Point Q is the midpoint of side AC, hence the coordinates of Q are :

$Q(x_{2},y_{2}) = \left (\frac{2+0}{2}, \frac{1-1}{2} \right ) = \left (1, 0 \right )$

Point R is the midpoint of side BC, hence the coordinates of R are :

$R(x_{3},y_{3}) = \left (\frac{0+0}{2}, \frac{-1+3}{2} \right ) = \left (0, 1 \right )$

Hence, the area of the triangle formed by the midpoints PQR will be,

$Area_{(PQR)} = \frac{1}{2}\left [ x_{1}(y_{2}-y_{3})+x_{2}(y_{3}-y_{1})+x_{3}(y_{1}-y_{2}) \right ]$

$= \frac{1}{2}\left [ (2-1)+1(1-0)+0(0-2) \right ]$

$=\frac{1}{2}(1+1) = 1\ square\ units.$

And the area formed by the triangle ABC will be:

$Area_{(ABC)} = \frac{1}{2}\left [ 0(1-3)+2(3-(-1))+0(-1-1) \right ]$

$= \frac{1}{2}\left [ 8 \right ] = 4\ square\ units.$

Thus, the ratio of Area of $\triangle PQR$ to the Area of $\triangle ABC$ will be $1:4$ .

Q4 Find the area of the quadrilateral whose vertices, taken in order, are (– 4, – 2), (– 3, – 5), (3, – 2) and (2, 3).

Answer:

From the figure:

The coordinates are $A(-4,-2),\ B(-3,-5),\ C(3,-2)\ and\ D(2,3)$

Divide the quadrilateral into 2 parts of triangles.

Then the area will be, $ABC + ADC$

Area of the triangle formed by ABC will be,

$Area_{(ABC)} = \frac{1}{2}\left [ (-4)((-5)-(-2))+(-3)((-2)-(-2))+3((-2)-(-2)) \right ]$ $= \frac{1}{2}\left [ 12+0+9 \right ] = \frac{21}{2}\ Square\ units.$

Area of the triangle formed by ADC will be,

$Area_{(ADC)} = \frac{1}{2}\left [ (-4)((-2)-(-3))+3(3-(-2))+2((-2)-(-2)) \right ]$ $= \frac{1}{2}\left [ 20+15+0 \right ] = \frac{35}{2}\ Square\ units.$

Therefore, the area of the quadrilateral will be:

$= \frac{21}{2}+\frac{35}{2} = 28\ square\ units.$

Alternatively,

The points A and C are in the same ordinates.

Hence, the length of base AC will be $(3-(-4)) = 7\ units.$

Therefore,

Area of triangle ABC:

$= \frac{1}{2} \times (Base) \times (Height) = \frac{1}{2}\times(7)(3)$

Area of triangle ADC:

$= \frac{1}{2} \times (Base) \times (Height) = \frac{1}{2}\times(7)(5)$

Therefore, the area will be, $\frac{1}{2}\times(7)\times(5+3) =28\ square\ units.$

Q5 You have studied in Class IX, (Chapter 9, Example 3), that a median of a triangle divides it into two triangles of equal areas.

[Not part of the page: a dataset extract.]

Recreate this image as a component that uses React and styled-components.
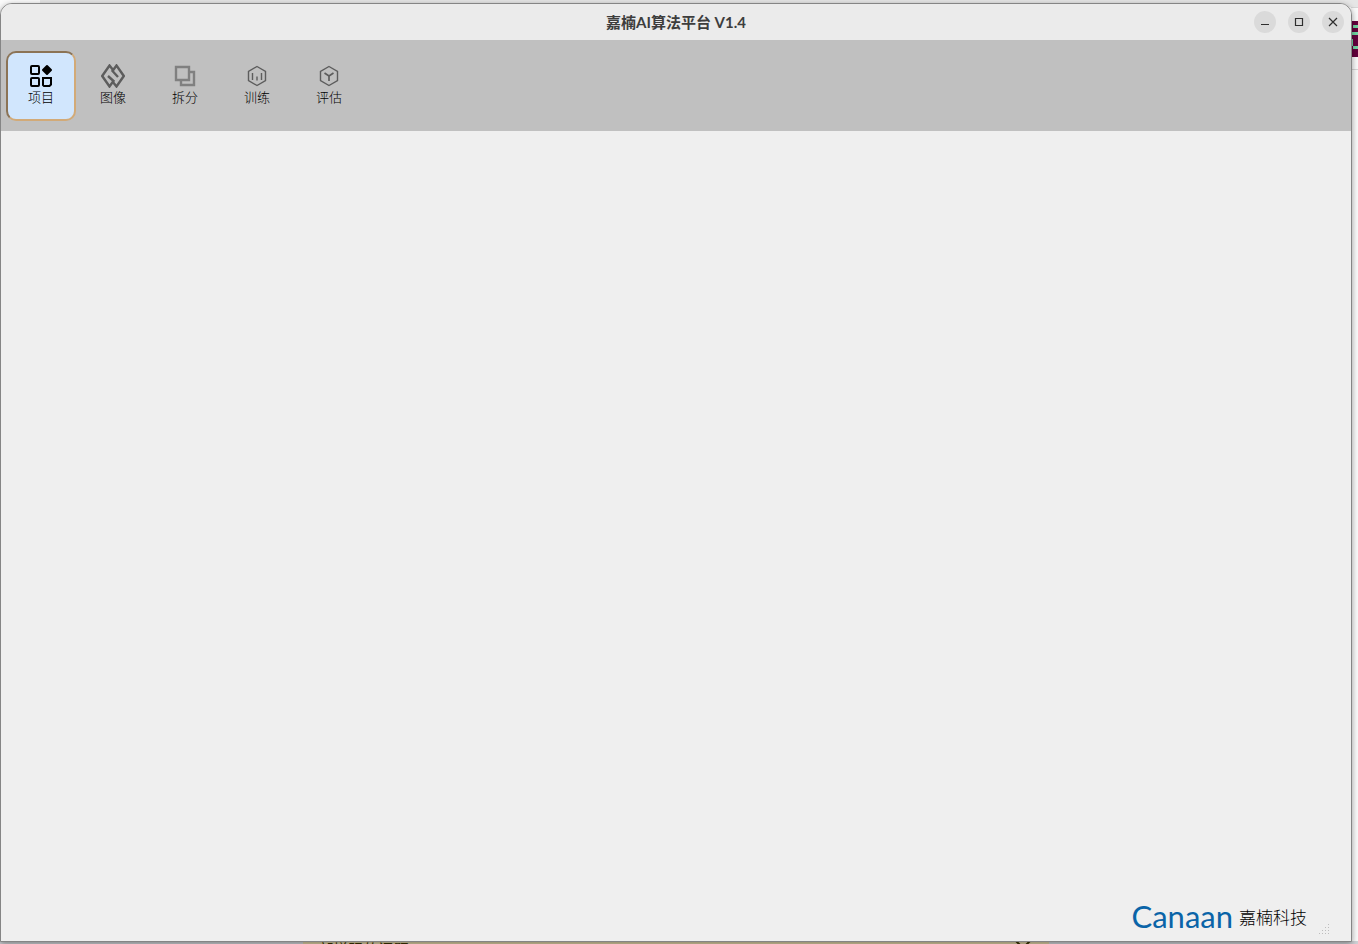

Verify this result for D ABC whose vertices are A(4, – 6), B(3, –2) and C(5, 2).

Answer:

From the figure:

The coordinates of midpoint M of side BC is:

$M = \left ( \frac{3+5}{2}, \frac{-2+2}{2} \right ) = \left ( 4,0 \right )$

Now, calculating the areas of the triangle ABM and ACM :

Area of triangle, ABM:

$Area_{(ABM)} = \frac{1}{2}\left [ 4((-2)-0)+3(0-(-6))+4((-6)-(-2)) \right ]$

$= \frac{1}{2}\left [ -8+18-16 \right ] = 3\ Square\ units.$

Area of triangle, ACM:

$Area_{(ACM)} = \frac{1}{2}\left [ 4(0-(-2))+4(2-(-6))+5((-6)-0) \right ]$

$= \frac{1}{2}\left [ -8+32-30 \right ] = -3\ Square\ units.$

However, the area cannot be negative, Therefore, area of $\triangle ACM$ is 3 square units.

Clearly, the median AM divided the $\triangle ABC$ in two equal areas.